Otherwise, all lights are green on the Eureka Outlook Dashboard (upper right, what's this?)

Commodity Market Morning Update

NYMEX/COMEX: Oil is up $0.29 in early trading at $87.23 (March contract, most active); Gold is up $0.2 to $1364.3 (April contract, most active); Silver is up $0.009 to $30.280 (March contract, most active); Copper is down $0.0140 to $4.5600 (March contract, most active)

Western Molybdenum Oxide is $17.00; European Molybdenum Oxide is $17.92; LME moly 3-month seller's contract is $18.14, LME cash seller is $17.96

Stock Market Morning Update

The DOW is down 6.51 points to 12,226.64; the S&P 500 is down 3.75 at 1320.82. Miners are down:

Barrick (ABX) $48.21 down 0.99%
Newmont (NEM) $58.14 down 0.22%
US Gold (UXG) $7.48 down 2.22%
General Moly (Eureka Moly, LLC) (GMO) $5.46 down 3.19%
Thompson Creek (TC) $13.83 down 1.50%
Freeport-McMoRan (FCX) $54.74 down 1.63% (a bellwether mining stock spanning copper, gold & molybdenum)

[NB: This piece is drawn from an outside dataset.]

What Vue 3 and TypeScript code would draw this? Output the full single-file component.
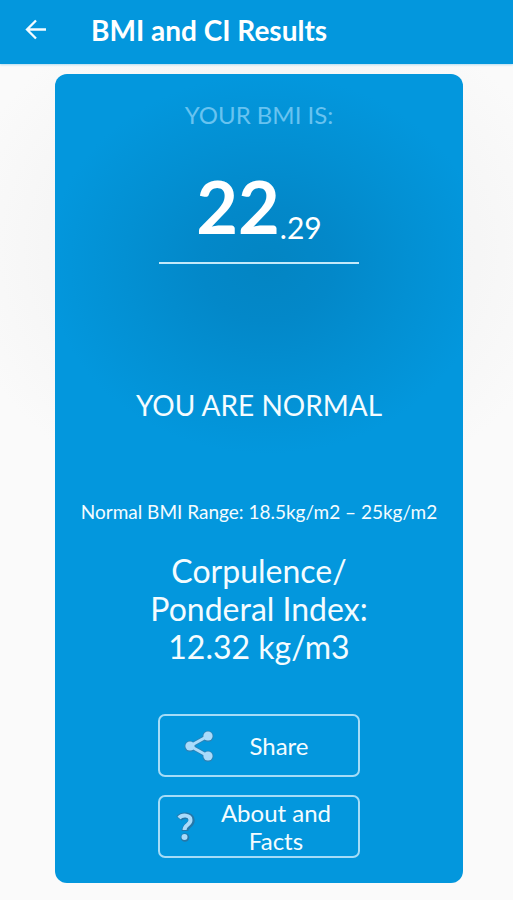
<script setup lang="ts">
const result = {
  whole: '22',
  fraction: '.29',
  verdict: 'YOU ARE NORMAL',
  range: 'Normal BMI Range: 18.5kg/m2 – 25kg/m2',
}
const indexLines: string[] = ['Corpulence/', 'Ponderal Index:', '12.32 kg/m3']
</script>

<template>
  <div class="screen">
    <header class="bar">
      <button class="back" type="button" aria-label="Back">
        <svg viewBox="0 0 24 24" width="24" height="24" fill="none" stroke="currentColor" stroke-width="2.300">
          <path d="M22 11.500H3M12 2.500 3 11.500l9 9" />
        </svg>
      </button>
      <h1 class="title">BMI and CI Results</h1>
    </header>

    <main class="card">
      <h2 class="label">YOUR BMI IS:</h2>
      <p class="value"><span class="whole">{{ result.whole }}</span><span class="fraction">{{ result.fraction }}</span></p>
      <p class="verdict">{{ result.verdict }}</p>
      <p class="range">{{ result.range }}</p>
      <p class="index"><span v-for="line in indexLines" :key="line" class="index-line">{{ line }}</span></p>
      <div class="actions">
        <button class="action" type="button">
          <svg class="icon" viewBox="0 0 32 32" width="32" height="32" aria-hidden="true">
            <path d="M24 6 6 16l18 10" fill="none" stroke="#2f82b4" stroke-width="4.500" />
            <g fill="#2f82b4">
              <circle cx="24" cy="6.300" r="5.500" /><circle cx="6" cy="16.300" r="5.500" /><circle cx="24" cy="26.300" r="5.500" />
            </g>
            <path d="M24 6 6 16l18 10" fill="none" stroke="#a9dbfb" stroke-width="3" />
            <g fill="#a9dbfb">
              <circle cx="24" cy="6" r="4.600" /><circle cx="6" cy="16" r="4.600" /><circle cx="24" cy="26" r="4.600" />
            </g>
          </svg>
          <span class="caption">Share</span>
        </button>
        <button class="action about" type="button">
          <svg class="icon" viewBox="0 0 20 32" width="20" height="32" aria-hidden="true">
            <path d="M3 7.500C6 3.500 15.500 3.500 15.500 9.500c0 5-6.500 4.500-6.500 10.500" fill="none" stroke="#2677a8" stroke-width="6.500" />
            <circle cx="9" cy="26.500" r="4.300" fill="#2677a8" />
            <path d="M3 7C6 3.500 14.500 3.500 14.500 9c0 5-6 4.500-6 10" fill="none" stroke="#a9dbfb" stroke-width="4" />
            <circle cx="8.500" cy="26" r="3" fill="#a9dbfb" />
          </svg>
          <span class="caption">About and Facts</span>
        </button>
      </div>
    </main>
  </div>
</template>

<style>
body {
  margin: 0;
  background: #fafafa;
}
</style>

<style scoped>
.screen {
  min-height: 100vh;
  box-sizing: border-box;
  padding-bottom: 17px;
  color: #f4fcff;
  font-family: Lato, "Open Sans", sans-serif;
  background: radial-gradient(ellipse 310px 260px at 51% 250px, #f2f2f2 0%, #f6f6f6 70%, #fafafa 100%);
}
.bar {
  display: flex;
  align-items: center;
  gap: 43px;
  height: 64px;
  box-sizing: border-box;
  padding: 0 24px 4px;
  background: #0397dd;
  box-shadow: 0 1px 2px #b5dcef;
}
.back {
  display: flex;
  padding: 0;
  border: 0;
  background: none;
  color: inherit;
}
.title {
  margin: 0;
  font-size: 28px;
  line-height: 32px;
  font-weight: 700;
  color: #fff;
}
.card {
  display: flex;
  flex-direction: column;
  align-items: center;
  margin: 10px 50px 0 55px;
  padding: 26px 20px 25px;
  border-radius: 12px;
  text-align: center;
  background: radial-gradient(ellipse 220px 190px at 52% 190px, #0385c3 0%, #0388c9 30%, #0390d3 65%, #0397dd 100%);
}
.label {
  margin: 0;
  font-size: 24px;
  line-height: 30px;
  font-weight: 400;
  color: #68c3f0;
}
.value {
  display: flex;
  justify-content: center;
  align-items: flex-end;
  width: 200px;
  height: 96px;
  box-sizing: border-box;
  padding-bottom: 12px;
  margin: 38px 0 0;
  border-bottom: 2px solid #c3e9fa;
  color: #fff;
}
.whole {
  font-size: 72px;
  line-height: 88px;
  font-weight: 700;
}
.fraction {
  font-size: 30px;
  line-height: 46px;
}
.verdict {
  margin: 122px 0 0;
  font-size: 28px;
  line-height: 38px;
}
.range {
  margin: 76px 0 0;
  font-size: 19px;
  line-height: 24px;
  white-space: nowrap;
}
.index {
  margin: 28px 0 0;
  font-size: 32px;
  line-height: 38px;
}
.index-line {
  display: block;
}
.actions {
  display: grid;
  gap: 18px;
  width: 202px;
  margin-top: 48px;
}
.action {
  display: flex;
  align-items: center;
  min-height: 63px;
  padding: 0 24px;
  border: 2px solid #a5dcf7;
  border-radius: 7px;
  background: none;
  color: inherit;
  font-family: inherit;
  font-size: 24px;
  line-height: 28px;
}
.action.about {
  padding: 0 16px;
}
.icon {
  flex: none;
}
.caption {
  flex: 1;
  padding-left: 8px;
}
.about .caption {
  padding-left: 14px;
}
</style>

The Steels are down (a "tell" for General Moly & Thompson Creek):

ArcelorMittal (MT) $37.82 down 1.28% - global steel producer
POSCO (PKX) $108.06 down 2.03% - South Korean integrated steel producer

The Eureka Miner's Grubstake Portfolio is is down 1.26% at $1,781,290.21(what's this?).


Colonel Possum

Note 1 - West Texas intermediate (WTI), also known as Texas light sweet, is a type of crude oil used as a benchmark in oil pricing and is the underlying commodity of New York Mercantile Exchange's (NYMEX) oil futures contracts. The price of WTI is often referenced in North American news reports on oil prices, alongside the price of North Sea Brent crude (Wiki).